◆ Problem details ◆
Would you copy out the whole listing exactly as given?
[START OF Data block]
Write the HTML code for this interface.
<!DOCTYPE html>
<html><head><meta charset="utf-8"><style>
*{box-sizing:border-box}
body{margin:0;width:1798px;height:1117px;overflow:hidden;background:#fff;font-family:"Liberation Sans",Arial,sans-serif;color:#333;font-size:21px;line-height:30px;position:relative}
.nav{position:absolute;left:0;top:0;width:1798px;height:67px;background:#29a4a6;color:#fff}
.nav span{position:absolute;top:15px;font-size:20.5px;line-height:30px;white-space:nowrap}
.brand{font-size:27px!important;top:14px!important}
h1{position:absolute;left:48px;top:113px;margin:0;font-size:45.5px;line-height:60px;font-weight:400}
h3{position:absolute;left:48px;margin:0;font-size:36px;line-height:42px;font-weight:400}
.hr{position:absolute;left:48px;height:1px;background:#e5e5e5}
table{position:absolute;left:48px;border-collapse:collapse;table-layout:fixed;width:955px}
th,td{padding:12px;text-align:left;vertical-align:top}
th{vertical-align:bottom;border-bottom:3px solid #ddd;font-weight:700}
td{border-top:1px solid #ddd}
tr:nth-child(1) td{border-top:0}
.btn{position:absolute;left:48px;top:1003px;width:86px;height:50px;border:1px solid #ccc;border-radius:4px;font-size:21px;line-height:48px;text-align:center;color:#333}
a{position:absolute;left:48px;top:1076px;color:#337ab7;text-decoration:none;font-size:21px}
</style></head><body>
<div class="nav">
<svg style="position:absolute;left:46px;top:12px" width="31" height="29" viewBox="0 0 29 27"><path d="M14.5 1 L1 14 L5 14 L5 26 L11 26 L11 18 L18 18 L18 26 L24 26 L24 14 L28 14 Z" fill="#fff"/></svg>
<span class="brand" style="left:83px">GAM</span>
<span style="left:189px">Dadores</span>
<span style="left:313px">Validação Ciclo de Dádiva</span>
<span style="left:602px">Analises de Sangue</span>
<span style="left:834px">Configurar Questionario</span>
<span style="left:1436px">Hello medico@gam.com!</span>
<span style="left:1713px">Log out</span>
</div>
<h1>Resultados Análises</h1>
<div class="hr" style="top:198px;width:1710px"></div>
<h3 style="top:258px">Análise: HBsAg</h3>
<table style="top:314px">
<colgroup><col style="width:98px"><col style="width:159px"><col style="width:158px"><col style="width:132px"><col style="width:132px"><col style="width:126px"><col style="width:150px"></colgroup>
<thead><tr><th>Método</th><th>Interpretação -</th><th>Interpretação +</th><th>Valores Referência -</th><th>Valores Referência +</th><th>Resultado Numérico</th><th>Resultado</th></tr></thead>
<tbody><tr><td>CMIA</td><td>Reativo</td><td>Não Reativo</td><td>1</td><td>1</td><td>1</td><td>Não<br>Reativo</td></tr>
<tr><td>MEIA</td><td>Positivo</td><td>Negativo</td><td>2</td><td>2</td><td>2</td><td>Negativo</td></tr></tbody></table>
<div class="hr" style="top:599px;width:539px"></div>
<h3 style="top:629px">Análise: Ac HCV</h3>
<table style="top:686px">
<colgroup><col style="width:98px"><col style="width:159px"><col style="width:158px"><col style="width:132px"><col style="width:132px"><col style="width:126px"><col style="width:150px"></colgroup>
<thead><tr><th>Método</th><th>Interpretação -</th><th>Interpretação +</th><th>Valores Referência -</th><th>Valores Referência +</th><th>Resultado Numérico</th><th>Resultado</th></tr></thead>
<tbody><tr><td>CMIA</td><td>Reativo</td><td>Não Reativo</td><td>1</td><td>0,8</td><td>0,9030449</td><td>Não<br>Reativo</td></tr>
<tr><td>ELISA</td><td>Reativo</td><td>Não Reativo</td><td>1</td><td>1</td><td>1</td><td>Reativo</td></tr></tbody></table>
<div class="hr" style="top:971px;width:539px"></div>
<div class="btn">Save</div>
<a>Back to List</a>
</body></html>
[END OF Data block]
◆ Solved exercise ◆
Write the HTML code for this interface.
<!DOCTYPE html>
<html><head><meta charset="utf-8"><style>
*{box-sizing:border-box}
body{margin:0;width:1798px;height:1117px;overflow:hidden;background:#fff;font-family:"Liberation Sans",Arial,sans-serif;color:#333;font-size:21px;line-height:30px;position:relative}
.nav{position:absolute;left:0;top:0;width:1798px;height:67px;background:#29a4a6;color:#fff}
.nav span{position:absolute;top:15px;font-size:20.5px;line-height:30px;white-space:nowrap}
.brand{font-size:27px!important;top:14px!important}
h1{position:absolute;left:48px;top:113px;margin:0;font-size:45.5px;line-height:60px;font-weight:400}
h3{position:absolute;left:48px;margin:0;font-size:36px;line-height:42px;font-weight:400}
.hr{position:absolute;left:48px;height:1px;background:#e5e5e5}
table{position:absolute;left:48px;border-collapse:collapse;table-layout:fixed;width:955px}
th,td{padding:12px;text-align:left;vertical-align:top}
th{vertical-align:bottom;border-bottom:3px solid #ddd;font-weight:700}
td{border-top:1px solid #ddd}
tr:nth-child(1) td{border-top:0}
.btn{position:absolute;left:48px;top:1003px;width:86px;height:50px;border:1px solid #ccc;border-radius:4px;font-size:21px;line-height:48px;text-align:center;color:#333}
a{position:absolute;left:48px;top:1076px;color:#337ab7;text-decoration:none;font-size:21px}
</style></head><body>
<div class="nav">
<svg style="position:absolute;left:46px;top:12px" width="31" height="29" viewBox="0 0 29 27"><path d="M14.5 1 L1 14 L5 14 L5 26 L11 26 L11 18 L18 18 L18 26 L24 26 L24 14 L28 14 Z" fill="#fff"/></svg>
<span class="brand" style="left:83px">GAM</span>
<span style="left:189px">Dadores</span>
<span style="left:313px">Validação Ciclo de Dádiva</span>
<span style="left:602px">Analises de Sangue</span>
<span style="left:834px">Configurar Questionario</span>
<span style="left:1436px">Hello medico@gam.com!</span>
<span style="left:1713px">Log out</span>
</div>
<h1>Resultados Análises</h1>
<div class="hr" style="top:198px;width:1710px"></div>
<h3 style="top:258px">Análise: HBsAg</h3>
<table style="top:314px">
<colgroup><col style="width:98px"><col style="width:159px"><col style="width:158px"><col style="width:132px"><col style="width:132px"><col style="width:126px"><col style="width:150px"></colgroup>
<thead><tr><th>Método</th><th>Interpretação -</th><th>Interpretação +</th><th>Valores Referência -</th><th>Valores Referência +</th><th>Resultado Numérico</th><th>Resultado</th></tr></thead>
<tbody><tr><td>CMIA</td><td>Reativo</td><td>Não Reativo</td><td>1</td><td>1</td><td>1</td><td>Não<br>Reativo</td></tr>
<tr><td>MEIA</td><td>Positivo</td><td>Negativo</td><td>2</td><td>2</td><td>2</td><td>Negativo</td></tr></tbody></table>
<div class="hr" style="top:599px;width:539px"></div>
<h3 style="top:629px">Análise: Ac HCV</h3>
<table style="top:686px">
<colgroup><col style="width:98px"><col style="width:159px"><col style="width:158px"><col style="width:132px"><col style="width:132px"><col style="width:126px"><col style="width:150px"></colgroup>
<thead><tr><th>Método</th><th>Interpretação -</th><th>Interpretação +</th><th>Valores Referência -</th><th>Valores Referência +</th><th>Resultado Numérico</th><th>Resultado</th></tr></thead>
<tbody><tr><td>CMIA</td><td>Reativo</td><td>Não Reativo</td><td>1</td><td>0,8</td><td>0,9030449</td><td>Não<br>Reativo</td></tr>
<tr><td>ELISA</td><td>Reativo</td><td>Não Reativo</td><td>1</td><td>1</td><td>1</td><td>Reativo</td></tr></tbody></table>
<div class="hr" style="top:971px;width:539px"></div>
<div class="btn">Save</div>
<a>Back to List</a>
</body></html>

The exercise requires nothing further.